▶ _What you need to do_: Pull each line holding "this" out of the entries below.

Code that builds pages
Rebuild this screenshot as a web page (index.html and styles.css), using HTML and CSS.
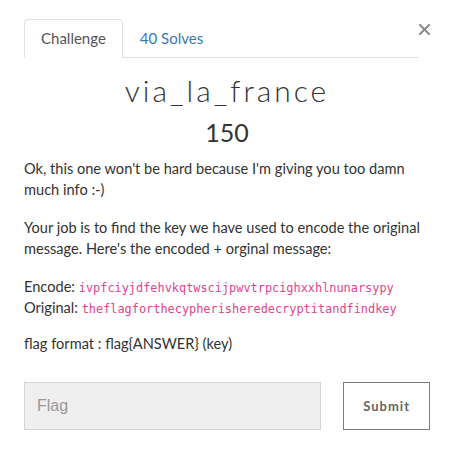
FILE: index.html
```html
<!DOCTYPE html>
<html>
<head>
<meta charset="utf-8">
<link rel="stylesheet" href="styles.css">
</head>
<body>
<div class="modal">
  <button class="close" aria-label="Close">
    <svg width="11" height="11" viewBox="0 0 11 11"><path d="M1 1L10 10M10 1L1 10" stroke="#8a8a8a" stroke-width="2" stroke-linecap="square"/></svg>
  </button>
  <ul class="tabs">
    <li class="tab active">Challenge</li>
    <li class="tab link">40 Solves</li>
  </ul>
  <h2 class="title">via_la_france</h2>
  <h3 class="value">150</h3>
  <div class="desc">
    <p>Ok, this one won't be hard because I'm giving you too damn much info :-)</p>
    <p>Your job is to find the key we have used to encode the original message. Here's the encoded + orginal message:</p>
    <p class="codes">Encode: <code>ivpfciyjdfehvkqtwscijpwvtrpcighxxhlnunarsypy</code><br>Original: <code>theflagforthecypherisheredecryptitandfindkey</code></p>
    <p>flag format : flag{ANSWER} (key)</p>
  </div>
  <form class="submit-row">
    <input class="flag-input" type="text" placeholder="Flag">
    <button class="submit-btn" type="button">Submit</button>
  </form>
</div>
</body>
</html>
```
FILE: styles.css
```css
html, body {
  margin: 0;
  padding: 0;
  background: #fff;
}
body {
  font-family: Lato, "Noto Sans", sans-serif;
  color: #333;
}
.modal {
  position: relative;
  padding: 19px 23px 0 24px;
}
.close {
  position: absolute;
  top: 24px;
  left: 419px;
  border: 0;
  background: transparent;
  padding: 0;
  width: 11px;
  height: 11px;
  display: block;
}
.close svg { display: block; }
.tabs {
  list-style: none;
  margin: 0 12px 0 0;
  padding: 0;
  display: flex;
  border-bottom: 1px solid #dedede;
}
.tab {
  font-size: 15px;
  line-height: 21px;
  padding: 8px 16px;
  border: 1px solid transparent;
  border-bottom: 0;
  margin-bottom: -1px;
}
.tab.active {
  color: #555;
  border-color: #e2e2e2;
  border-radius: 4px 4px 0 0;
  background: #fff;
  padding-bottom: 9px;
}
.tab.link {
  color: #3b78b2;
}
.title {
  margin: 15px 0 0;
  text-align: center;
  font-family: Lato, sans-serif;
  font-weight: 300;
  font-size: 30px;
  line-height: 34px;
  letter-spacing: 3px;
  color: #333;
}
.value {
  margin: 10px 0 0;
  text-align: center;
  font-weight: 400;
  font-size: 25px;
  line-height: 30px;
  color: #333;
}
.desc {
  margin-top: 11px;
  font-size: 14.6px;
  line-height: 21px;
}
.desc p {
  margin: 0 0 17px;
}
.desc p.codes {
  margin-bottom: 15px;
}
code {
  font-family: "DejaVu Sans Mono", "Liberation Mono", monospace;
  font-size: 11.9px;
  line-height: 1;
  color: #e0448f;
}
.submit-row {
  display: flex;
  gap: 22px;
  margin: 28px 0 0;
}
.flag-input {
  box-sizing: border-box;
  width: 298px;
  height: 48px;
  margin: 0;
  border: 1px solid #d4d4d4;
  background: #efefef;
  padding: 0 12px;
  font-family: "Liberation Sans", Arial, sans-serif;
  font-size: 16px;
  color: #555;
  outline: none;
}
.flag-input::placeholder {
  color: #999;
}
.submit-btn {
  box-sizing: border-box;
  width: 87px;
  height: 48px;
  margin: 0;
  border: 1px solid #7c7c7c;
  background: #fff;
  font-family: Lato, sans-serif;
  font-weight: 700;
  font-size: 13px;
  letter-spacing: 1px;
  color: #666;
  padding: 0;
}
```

--

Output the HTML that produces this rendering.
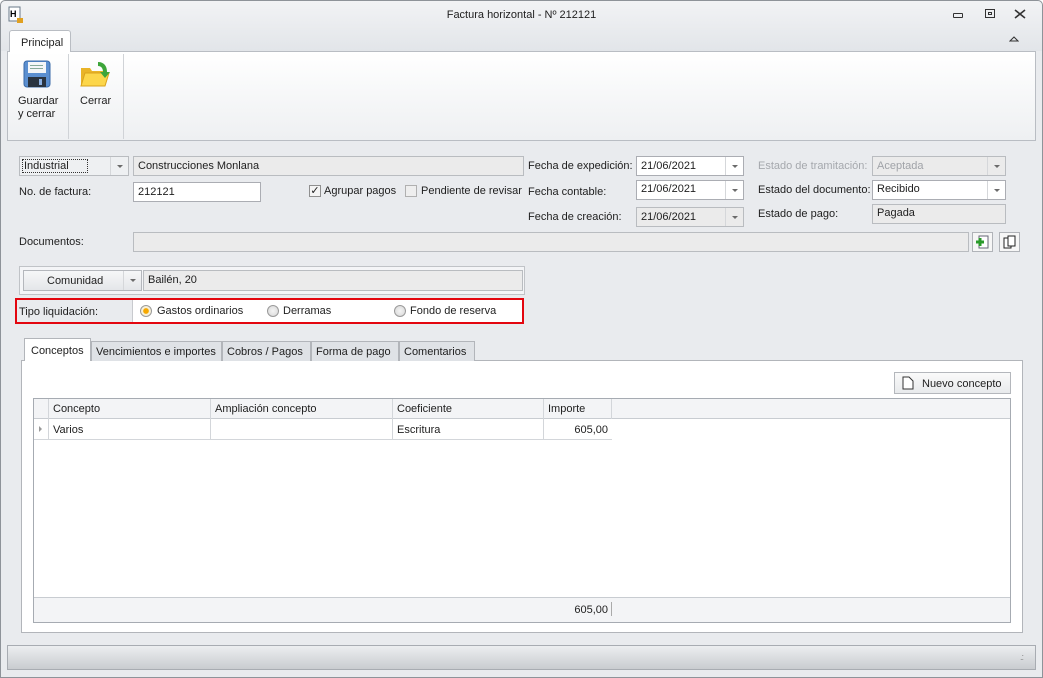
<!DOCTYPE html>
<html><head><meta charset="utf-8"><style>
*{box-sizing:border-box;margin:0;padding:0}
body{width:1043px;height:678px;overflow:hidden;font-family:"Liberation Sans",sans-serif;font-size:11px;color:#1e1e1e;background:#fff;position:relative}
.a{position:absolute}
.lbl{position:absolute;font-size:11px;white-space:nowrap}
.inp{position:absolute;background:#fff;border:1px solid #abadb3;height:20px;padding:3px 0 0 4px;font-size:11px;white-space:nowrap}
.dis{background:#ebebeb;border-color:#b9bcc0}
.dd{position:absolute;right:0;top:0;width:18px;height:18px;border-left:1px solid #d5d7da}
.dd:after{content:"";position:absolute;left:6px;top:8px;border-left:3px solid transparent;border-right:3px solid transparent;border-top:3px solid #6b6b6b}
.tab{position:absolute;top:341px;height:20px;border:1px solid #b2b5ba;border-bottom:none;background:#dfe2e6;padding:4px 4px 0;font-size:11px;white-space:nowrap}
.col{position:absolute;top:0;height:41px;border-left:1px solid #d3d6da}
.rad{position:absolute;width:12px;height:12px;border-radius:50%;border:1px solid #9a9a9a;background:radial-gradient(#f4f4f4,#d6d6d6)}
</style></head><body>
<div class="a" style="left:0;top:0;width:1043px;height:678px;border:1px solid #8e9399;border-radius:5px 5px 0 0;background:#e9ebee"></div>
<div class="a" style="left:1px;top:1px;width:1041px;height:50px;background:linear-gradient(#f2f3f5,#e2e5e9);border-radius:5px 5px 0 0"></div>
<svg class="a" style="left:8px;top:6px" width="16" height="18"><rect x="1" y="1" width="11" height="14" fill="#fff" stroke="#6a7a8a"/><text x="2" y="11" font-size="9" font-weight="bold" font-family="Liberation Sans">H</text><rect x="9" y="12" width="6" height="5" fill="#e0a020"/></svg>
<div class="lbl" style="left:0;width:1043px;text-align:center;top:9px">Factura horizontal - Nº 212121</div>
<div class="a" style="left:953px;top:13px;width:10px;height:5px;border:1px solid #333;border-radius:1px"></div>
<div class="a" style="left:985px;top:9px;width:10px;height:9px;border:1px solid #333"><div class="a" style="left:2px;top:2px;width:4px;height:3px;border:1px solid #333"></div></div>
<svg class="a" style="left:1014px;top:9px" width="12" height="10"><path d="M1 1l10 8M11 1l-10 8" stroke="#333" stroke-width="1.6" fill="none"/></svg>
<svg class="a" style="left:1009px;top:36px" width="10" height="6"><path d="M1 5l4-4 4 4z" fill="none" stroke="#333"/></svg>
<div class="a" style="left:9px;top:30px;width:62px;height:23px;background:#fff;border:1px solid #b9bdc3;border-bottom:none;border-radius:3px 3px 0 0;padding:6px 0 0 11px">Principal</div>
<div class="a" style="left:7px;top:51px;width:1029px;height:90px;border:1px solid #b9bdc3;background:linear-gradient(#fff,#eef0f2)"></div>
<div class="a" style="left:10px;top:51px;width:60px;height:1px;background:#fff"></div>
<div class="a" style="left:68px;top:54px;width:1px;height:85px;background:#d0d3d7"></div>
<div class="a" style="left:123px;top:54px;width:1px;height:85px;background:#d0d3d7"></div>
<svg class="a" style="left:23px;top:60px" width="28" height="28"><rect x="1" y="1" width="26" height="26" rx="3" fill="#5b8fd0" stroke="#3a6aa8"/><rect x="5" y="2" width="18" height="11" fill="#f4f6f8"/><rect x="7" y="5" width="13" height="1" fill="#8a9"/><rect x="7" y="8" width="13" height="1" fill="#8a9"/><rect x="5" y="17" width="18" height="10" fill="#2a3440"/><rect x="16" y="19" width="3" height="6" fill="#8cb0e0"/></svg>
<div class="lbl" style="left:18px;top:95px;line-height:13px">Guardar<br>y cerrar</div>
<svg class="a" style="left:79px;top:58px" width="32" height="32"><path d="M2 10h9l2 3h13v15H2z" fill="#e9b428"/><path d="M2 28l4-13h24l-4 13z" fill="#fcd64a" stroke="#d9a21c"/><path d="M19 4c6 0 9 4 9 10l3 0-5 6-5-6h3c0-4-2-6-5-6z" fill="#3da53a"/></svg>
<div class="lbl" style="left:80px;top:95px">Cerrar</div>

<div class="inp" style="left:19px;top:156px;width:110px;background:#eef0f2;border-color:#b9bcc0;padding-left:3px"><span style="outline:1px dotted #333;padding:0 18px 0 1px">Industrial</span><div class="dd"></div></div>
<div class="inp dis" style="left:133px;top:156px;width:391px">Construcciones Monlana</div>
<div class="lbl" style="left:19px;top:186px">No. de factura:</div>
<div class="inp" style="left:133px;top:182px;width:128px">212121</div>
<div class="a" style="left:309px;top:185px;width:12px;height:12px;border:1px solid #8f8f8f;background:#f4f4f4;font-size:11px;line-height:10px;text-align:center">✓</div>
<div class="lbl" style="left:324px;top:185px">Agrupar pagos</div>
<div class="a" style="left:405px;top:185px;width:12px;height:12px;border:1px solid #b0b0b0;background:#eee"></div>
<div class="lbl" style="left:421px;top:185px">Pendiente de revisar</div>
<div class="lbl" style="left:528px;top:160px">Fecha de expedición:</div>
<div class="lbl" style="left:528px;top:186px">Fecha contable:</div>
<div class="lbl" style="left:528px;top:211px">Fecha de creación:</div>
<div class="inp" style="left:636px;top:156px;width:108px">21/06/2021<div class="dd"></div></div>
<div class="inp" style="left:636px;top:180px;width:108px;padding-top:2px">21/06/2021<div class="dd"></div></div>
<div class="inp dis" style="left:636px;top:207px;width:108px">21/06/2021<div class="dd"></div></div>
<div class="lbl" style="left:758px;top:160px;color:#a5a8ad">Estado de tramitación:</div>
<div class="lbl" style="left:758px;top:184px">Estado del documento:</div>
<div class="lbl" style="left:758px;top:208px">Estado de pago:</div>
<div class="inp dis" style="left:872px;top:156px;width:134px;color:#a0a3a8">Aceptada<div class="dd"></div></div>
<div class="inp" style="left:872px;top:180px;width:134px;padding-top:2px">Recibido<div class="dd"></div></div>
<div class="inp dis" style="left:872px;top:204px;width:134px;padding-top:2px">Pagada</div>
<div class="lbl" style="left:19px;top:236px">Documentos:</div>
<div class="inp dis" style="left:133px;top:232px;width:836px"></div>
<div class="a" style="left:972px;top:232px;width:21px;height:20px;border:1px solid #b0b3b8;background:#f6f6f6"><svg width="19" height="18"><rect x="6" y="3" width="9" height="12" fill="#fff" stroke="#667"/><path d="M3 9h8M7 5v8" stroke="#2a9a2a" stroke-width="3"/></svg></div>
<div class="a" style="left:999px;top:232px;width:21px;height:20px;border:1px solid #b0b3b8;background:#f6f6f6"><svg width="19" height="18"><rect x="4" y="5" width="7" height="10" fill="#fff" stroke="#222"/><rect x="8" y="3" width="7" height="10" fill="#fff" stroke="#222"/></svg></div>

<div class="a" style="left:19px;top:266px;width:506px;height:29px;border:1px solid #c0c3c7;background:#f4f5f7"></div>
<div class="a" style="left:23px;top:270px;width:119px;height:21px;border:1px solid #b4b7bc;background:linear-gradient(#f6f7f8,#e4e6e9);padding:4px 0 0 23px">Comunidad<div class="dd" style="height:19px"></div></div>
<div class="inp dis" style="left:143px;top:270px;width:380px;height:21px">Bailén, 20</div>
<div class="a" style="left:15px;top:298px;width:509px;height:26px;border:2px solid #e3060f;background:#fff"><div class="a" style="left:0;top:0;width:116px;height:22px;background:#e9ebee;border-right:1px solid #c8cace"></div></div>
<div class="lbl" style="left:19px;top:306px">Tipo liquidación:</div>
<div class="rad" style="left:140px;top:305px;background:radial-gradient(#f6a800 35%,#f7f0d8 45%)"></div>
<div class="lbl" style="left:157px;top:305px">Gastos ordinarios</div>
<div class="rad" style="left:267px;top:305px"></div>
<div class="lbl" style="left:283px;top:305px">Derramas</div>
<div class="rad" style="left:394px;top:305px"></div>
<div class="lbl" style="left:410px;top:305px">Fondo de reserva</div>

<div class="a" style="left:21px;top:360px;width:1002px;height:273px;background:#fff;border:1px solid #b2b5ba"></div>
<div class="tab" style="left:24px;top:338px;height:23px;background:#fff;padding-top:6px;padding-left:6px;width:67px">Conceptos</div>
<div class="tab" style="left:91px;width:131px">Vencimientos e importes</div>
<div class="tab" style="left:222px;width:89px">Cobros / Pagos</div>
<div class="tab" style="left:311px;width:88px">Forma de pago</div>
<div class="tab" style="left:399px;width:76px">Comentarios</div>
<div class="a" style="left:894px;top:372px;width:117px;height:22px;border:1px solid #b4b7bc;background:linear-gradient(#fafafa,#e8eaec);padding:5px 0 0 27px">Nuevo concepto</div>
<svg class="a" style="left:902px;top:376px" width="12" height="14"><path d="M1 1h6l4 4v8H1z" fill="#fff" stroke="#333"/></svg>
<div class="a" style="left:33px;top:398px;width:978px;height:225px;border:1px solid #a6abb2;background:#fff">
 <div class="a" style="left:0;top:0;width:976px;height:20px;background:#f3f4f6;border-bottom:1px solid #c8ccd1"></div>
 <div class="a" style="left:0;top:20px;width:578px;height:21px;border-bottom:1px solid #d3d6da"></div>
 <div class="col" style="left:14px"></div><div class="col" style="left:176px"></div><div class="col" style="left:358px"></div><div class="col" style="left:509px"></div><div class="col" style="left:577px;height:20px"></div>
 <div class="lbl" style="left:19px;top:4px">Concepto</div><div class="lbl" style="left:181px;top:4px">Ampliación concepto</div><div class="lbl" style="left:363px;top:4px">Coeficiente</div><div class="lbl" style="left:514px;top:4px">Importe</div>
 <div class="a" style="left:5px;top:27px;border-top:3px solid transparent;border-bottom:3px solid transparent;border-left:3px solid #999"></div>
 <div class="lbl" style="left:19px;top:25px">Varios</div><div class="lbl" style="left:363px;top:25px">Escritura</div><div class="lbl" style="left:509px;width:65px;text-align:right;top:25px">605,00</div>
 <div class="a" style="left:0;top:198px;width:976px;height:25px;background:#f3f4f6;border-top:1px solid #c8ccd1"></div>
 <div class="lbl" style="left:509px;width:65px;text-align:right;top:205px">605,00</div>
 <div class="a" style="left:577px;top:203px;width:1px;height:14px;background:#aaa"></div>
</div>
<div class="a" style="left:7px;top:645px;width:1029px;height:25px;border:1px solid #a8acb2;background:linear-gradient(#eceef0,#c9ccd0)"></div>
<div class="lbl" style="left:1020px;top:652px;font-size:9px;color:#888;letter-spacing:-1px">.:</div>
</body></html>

▶ _Problem solution_:
Rebuild this screenshot as a web page (index.html and styles.css), using HTML and CSS.
    <p>Ok, this one won't be hard because I'm giving you too damn much info :-)</p>
Output the HTML that produces this rendering.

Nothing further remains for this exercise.